OmniDFA: A Unified Framework for Open Set Synthesis Image Detection and Few-Shot Attribution
Shiyu Wu, Shuyan Li, Jing Li, Jing Liu, Yequan Wang
TL;DR
The paper tackles the dual challenge of detecting AI-generated imagery and attributing its synthesis to unseen generators in open-set scenarios. It introduces OmniFake, a large-scale, class-aware synthetic image dataset spanning 45 generators, alongside a real-image collection, to enable robust open-set attribution research. OmniDFA integrates a dual-path feature extractor, supervised contrastive learning, and a learnable real-center with boundary constraints to jointly perform authenticity detection and open-set few-shot attribution.
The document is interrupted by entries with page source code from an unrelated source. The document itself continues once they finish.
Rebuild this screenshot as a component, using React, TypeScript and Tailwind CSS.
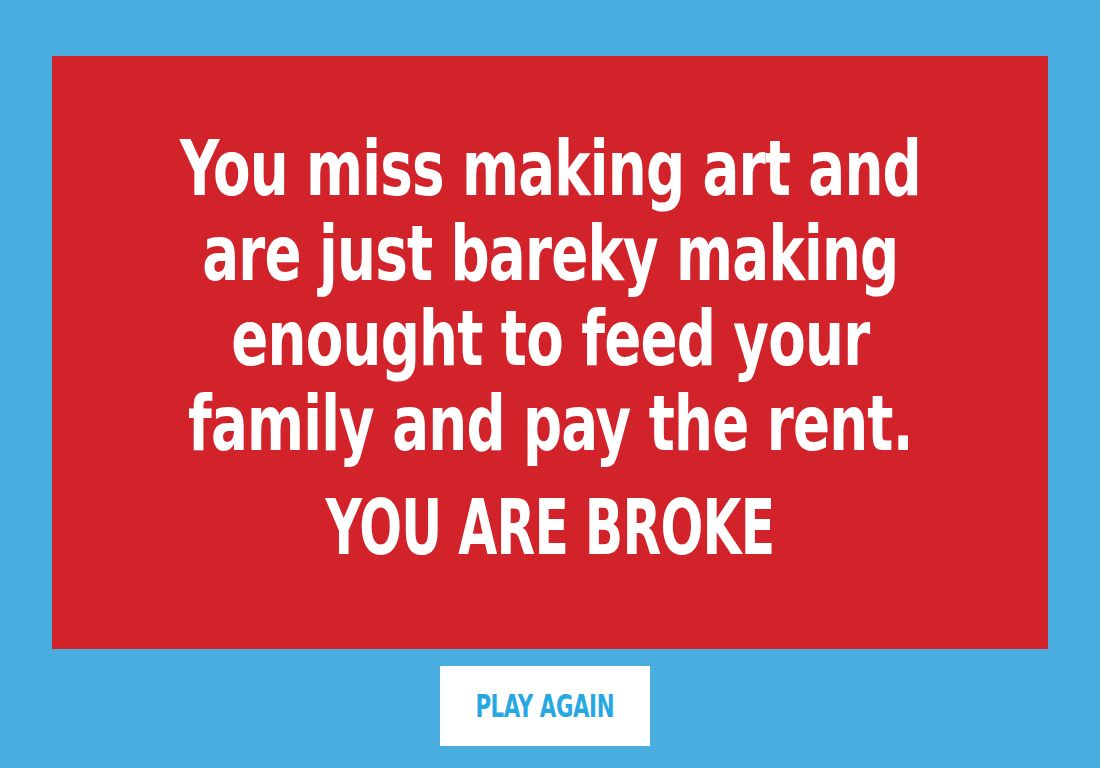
import React from "react";

const lines = [
  "You miss making art and",
  "are just bareky making",
  "enought to feed your",
  "family and pay the rent.",
];

export default function App() {
  return (
    <div className="w-[1100px] h-[768px] bg-[#4aaddf] pt-[56px] px-[52px] flex flex-col">
      <div className="h-[593px] pb-[9px] bg-[#d2232a] flex flex-col items-center justify-center text-white text-center font-['Impact','DejaVu_Sans_Condensed',sans-serif] font-bold">
        <div className="scale-x-[0.8] text-[76px] leading-[85px] tracking-[-1px] whitespace-nowrap">
          {lines.map((l) => (
            <div key={l}>{l}</div>
          ))}
          <div className="mt-[19px]">
            <span className="inline-block scale-x-[0.92]">YOU ARE BROKE</span>
          </div>
        </div>
      </div>
      <div className="flex justify-center pr-[10px] mt-[17px]">
        <button className="w-[210px] h-[80px] bg-white text-[#27a8e1] font-['Impact','DejaVu_Sans_Condensed',sans-serif] font-bold">
          <span className="inline-block scale-x-[0.74] text-[32px] tracking-[-0.5px] whitespace-nowrap">PLAY AGAIN</span>
        </button>
      </div>
    </div>
  );
}
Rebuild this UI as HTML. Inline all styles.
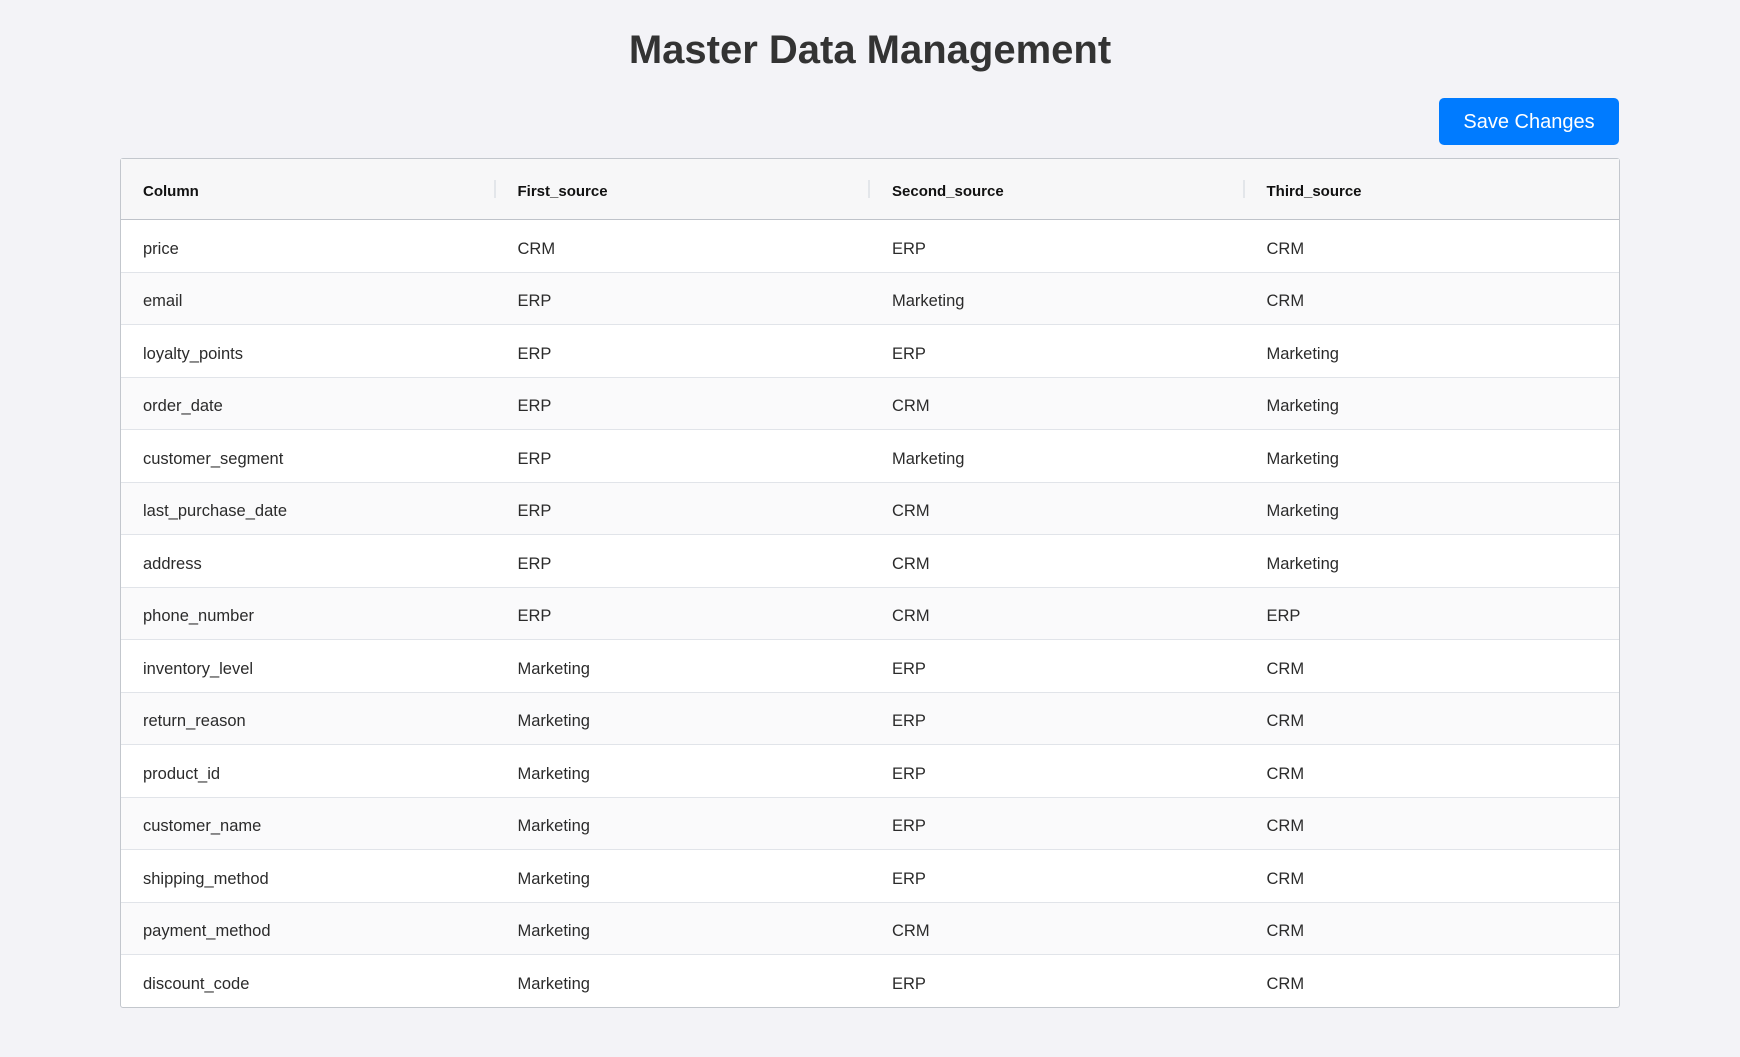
<!DOCTYPE html>
<html><head><meta charset="utf-8"><style>
html,body{margin:0;padding:0;background:#f3f3f7;width:1740px;height:1057px;overflow:hidden}
body{font-family:"Liberation Sans",sans-serif;position:relative}
h1{position:absolute;top:22px;left:0;width:1740px;margin:0;text-align:center;font-size:40px;font-weight:bold;color:#333;line-height:56px}
.btn{position:absolute;left:1439px;top:98px;width:180px;height:47px;background:#007bff;color:#fff;border-radius:5px;font-size:20px;line-height:48px;text-align:center}
table{position:absolute;left:120px;top:158px;width:1500px;border-collapse:separate;border-spacing:0;border:1px solid #c3c7cd;border-radius:3px;background:#fff;table-layout:fixed}
th{height:56px;padding:4px 0 0 22px;background:#f7f7f8;text-align:left;font-size:15px;font-weight:bold;color:#111;border-bottom:1px solid #bfc3ca;position:relative}
th+th::before{content:"";position:absolute;left:-2px;top:21px;height:18px;width:2px;background:#e3e6ea}
td{height:44.5px;padding:7px 0 0 22px;font-size:16.5px;color:#2b2b2b;border-bottom:1px solid #e1e4e9}
tr:nth-child(even) td{background:#fafafb}
tr:last-child td{border-bottom:none}
</style></head><body>
<h1>Master Data Management</h1>
<div class="btn">Save Changes</div>
<table>
<thead><tr><th>Column</th><th>First_source</th><th>Second_source</th><th>Third_source</th></tr></thead>
<tbody>
<tr><td>price</td><td>CRM</td><td>ERP</td><td>CRM</td></tr>
<tr><td>email</td><td>ERP</td><td>Marketing</td><td>CRM</td></tr>
<tr><td>loyalty_points</td><td>ERP</td><td>ERP</td><td>Marketing</td></tr>
<tr><td>order_date</td><td>ERP</td><td>CRM</td><td>Marketing</td></tr>
<tr><td>customer_segment</td><td>ERP</td><td>Marketing</td><td>Marketing</td></tr>
<tr><td>last_purchase_date</td><td>ERP</td><td>CRM</td><td>Marketing</td></tr>
<tr><td>address</td><td>ERP</td><td>CRM</td><td>Marketing</td></tr>
<tr><td>phone_number</td><td>ERP</td><td>CRM</td><td>ERP</td></tr>
<tr><td>inventory_level</td><td>Marketing</td><td>ERP</td><td>CRM</td></tr>
<tr><td>return_reason</td><td>Marketing</td><td>ERP</td><td>CRM</td></tr>
<tr><td>product_id</td><td>Marketing</td><td>ERP</td><td>CRM</td></tr>
<tr><td>customer_name</td><td>Marketing</td><td>ERP</td><td>CRM</td></tr>
<tr><td>shipping_method</td><td>Marketing</td><td>ERP</td><td>CRM</td></tr>
<tr><td>payment_method</td><td>Marketing</td><td>CRM</td><td>CRM</td></tr>
<tr><td>discount_code</td><td>Marketing</td><td>ERP</td><td>CRM</td></tr>
</tbody></table>
</body></html>
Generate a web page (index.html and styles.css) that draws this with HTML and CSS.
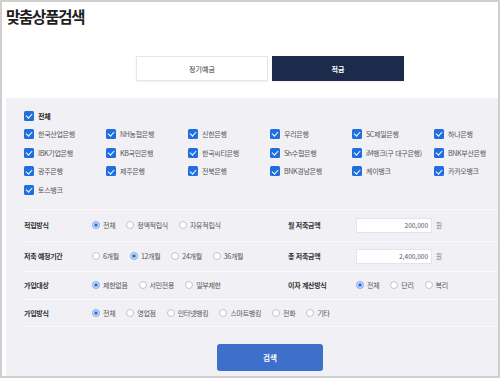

Across comprehensive experiments and cross-dataset validations, OmniDFA achieves state-of-the-art generalization in detection and strong open-set attribution with limited reference samples, highlighting the practical potential of model-architecture-aware attribution for forensic robustness. The authors provide dataset and code resources to foster further research in open-set forgery analysis and real-world deployment.
Abstract
AI-generated image (AIGI) detection and source model attribution remain central challenges in combating deepfake abuses, primarily due to the structural diversity of generative models. Current detection methods are prone to overfitting specific forgery traits, whereas source attribution offers a robust alternative through fine-grained feature discrimination. However, synthetic image attribution remains constrained by the scarcity of large-scale, well-categorized synthetic datasets, limiting its practicality and compatibility with detection systems. In this work, we propose a new paradigm for image attribution called open-set, few-shot source identification. This paradigm is designed to reliably identify unseen generators using only limited samples, making it highly suitable for real-world application. To this end, we introduce OmniDFA (Omni Detector and Few-shot Attributor), a novel framework for AIGI that not only assesses the authenticity of images, but also determines the synthesis origins in a few-shot manner. To facilitate this work, we construct OmniFake, a large class-aware synthetic image dataset that curates $1.17$ M images from $45$ distinct generative models, substantially enriching the foundational resources for research on both AIGI detection and attribution. Experiments demonstrate that OmniDFA exhibits excellent capability in open-set attribution and achieves state-of-the-art generalization performance on AIGI detection. Our dataset and code will be made available.